Despite its heavy themes and body count, Hunting for Shadows isn’t without its moments of grim humor. The film knows exactly what it is — an artful, low-budget horror flick that punches way above its weight — and it leans into that with a wink.

There’s something darkly funny about the parents’ relentless optimism, even as the universe clearly wants them dead. The tour guide’s casual dismissal of Dreamtime legends feels like the setup to a cosmic joke: “Oh, those stories aren’t real!” Cut to: spectral kangaroo demon dismembering your car.

Even Ellen’s determination to survive has a wry edge. Watching her improvise traps, yell at unseen spirits, and mutter “bloody hell” like a tiny bush warrior is both terrifying and weirdly endearing.


The Ending: Dreamtime and Nightmare Collide

By the end, Ellen’s survival feels less like triumph and more like haunting. She’s rescued — if you can call it that — by a ranger who doesn’t believe a word she says. The film closes on her hollow-eyed stare, the unspoken truth hanging heavy: she’s alive, but at what cost?

Tahlee’s fate remains ambiguous, because of course it does. In the Dreamtime, stories don’t end — they just transform.

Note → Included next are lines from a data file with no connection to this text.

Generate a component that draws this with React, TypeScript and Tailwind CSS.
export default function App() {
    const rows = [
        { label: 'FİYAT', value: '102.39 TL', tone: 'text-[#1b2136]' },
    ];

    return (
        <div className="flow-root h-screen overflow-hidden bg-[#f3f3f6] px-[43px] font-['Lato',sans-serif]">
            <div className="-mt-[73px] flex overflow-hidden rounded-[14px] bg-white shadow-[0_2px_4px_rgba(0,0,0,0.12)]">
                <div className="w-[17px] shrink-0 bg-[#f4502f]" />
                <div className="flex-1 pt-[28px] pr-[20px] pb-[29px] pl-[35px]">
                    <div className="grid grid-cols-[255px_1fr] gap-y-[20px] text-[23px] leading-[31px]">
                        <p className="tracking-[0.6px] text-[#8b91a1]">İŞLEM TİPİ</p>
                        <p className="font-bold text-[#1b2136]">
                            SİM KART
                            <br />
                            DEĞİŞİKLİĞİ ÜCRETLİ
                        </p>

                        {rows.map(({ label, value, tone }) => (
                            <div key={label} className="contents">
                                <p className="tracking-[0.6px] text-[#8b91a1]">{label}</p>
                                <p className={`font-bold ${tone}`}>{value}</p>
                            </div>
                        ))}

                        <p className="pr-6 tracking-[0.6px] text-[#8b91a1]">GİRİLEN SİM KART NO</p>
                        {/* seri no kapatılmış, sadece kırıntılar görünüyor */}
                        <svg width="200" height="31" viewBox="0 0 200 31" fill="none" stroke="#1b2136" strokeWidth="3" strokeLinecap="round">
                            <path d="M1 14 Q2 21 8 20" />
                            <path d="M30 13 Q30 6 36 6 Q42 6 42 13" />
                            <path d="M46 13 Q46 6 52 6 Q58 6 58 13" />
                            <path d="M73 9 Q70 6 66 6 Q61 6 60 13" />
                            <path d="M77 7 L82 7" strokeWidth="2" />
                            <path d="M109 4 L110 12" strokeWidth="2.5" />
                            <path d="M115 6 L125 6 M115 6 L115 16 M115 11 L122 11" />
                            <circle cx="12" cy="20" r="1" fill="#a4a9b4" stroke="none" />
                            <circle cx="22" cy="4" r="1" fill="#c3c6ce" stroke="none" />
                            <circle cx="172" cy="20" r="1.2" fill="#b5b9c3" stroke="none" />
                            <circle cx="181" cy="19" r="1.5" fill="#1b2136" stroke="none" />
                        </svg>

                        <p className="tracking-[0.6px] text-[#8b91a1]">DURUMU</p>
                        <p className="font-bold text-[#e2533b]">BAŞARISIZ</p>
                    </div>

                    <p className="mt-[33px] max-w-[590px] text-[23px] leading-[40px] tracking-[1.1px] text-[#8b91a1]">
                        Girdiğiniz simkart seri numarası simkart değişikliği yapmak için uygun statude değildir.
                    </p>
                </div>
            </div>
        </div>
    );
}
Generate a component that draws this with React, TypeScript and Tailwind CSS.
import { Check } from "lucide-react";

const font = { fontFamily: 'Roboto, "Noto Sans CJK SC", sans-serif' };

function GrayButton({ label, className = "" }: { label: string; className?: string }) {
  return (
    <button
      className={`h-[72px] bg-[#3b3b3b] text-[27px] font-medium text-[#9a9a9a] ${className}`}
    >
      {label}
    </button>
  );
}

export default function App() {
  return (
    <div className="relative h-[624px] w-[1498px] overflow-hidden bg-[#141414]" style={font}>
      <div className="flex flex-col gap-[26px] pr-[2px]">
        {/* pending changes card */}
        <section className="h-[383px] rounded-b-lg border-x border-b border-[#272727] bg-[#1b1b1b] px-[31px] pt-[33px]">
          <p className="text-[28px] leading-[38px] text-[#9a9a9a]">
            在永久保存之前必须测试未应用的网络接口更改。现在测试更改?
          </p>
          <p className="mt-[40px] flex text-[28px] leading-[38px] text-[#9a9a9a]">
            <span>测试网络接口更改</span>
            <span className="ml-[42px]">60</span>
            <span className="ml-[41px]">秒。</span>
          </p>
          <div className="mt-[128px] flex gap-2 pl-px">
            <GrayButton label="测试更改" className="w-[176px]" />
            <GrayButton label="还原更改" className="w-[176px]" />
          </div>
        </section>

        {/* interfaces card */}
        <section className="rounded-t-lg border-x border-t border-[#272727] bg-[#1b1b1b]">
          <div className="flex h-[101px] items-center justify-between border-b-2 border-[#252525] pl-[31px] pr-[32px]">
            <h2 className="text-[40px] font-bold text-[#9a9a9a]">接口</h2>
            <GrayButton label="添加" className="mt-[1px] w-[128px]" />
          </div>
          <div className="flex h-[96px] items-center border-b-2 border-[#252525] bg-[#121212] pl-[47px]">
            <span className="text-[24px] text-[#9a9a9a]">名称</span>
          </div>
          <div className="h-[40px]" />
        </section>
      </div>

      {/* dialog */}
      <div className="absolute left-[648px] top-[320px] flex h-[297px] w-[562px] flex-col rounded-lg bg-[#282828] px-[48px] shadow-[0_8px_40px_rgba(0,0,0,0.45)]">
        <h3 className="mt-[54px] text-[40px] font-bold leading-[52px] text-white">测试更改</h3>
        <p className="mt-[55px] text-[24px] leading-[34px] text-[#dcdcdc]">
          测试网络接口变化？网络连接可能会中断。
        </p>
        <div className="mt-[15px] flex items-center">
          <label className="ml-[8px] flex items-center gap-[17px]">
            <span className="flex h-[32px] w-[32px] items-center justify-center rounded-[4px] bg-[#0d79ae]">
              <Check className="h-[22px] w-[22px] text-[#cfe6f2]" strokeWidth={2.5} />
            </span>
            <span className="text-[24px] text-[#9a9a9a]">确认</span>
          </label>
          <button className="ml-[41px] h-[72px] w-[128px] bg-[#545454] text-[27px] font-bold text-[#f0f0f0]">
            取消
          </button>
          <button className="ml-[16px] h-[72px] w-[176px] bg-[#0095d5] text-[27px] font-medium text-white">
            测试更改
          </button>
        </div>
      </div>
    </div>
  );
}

It’s a bleak, beautiful finale that lingers in your mind long after the credits roll. You don’t get closure — you get reflection, dread, and maybe a sudden urge to apologize to every rock and tree in Australia.


Final Verdict: 9/10 — Bushcraft, Bunyips, and Existential Terror

Hunting for Shadows is proof that indie horror can be smart, spiritual, and deeply unsettling without relying on cheap thrills. It’s Picnic at Hanging Rock meets The Babadook — with a dash of Mad Max nihilism and a sprinkle of campfire folklore.

It’s not for everyone — it’s slow, subtle, and more haunting than horrifying — but for those who like their horror baked in myth and served with a side of philosophical dread, it’s a masterpiece.

Davo Hardy took the ancient and the absurd, mixed them with the primal fear of the dark, and created something genuinely special.

So if you ever find yourself in the Australian outback and hear a rustle in the trees… don’t look. Don’t speak. And for the love of all things sacred, don’t go hunting for shadows.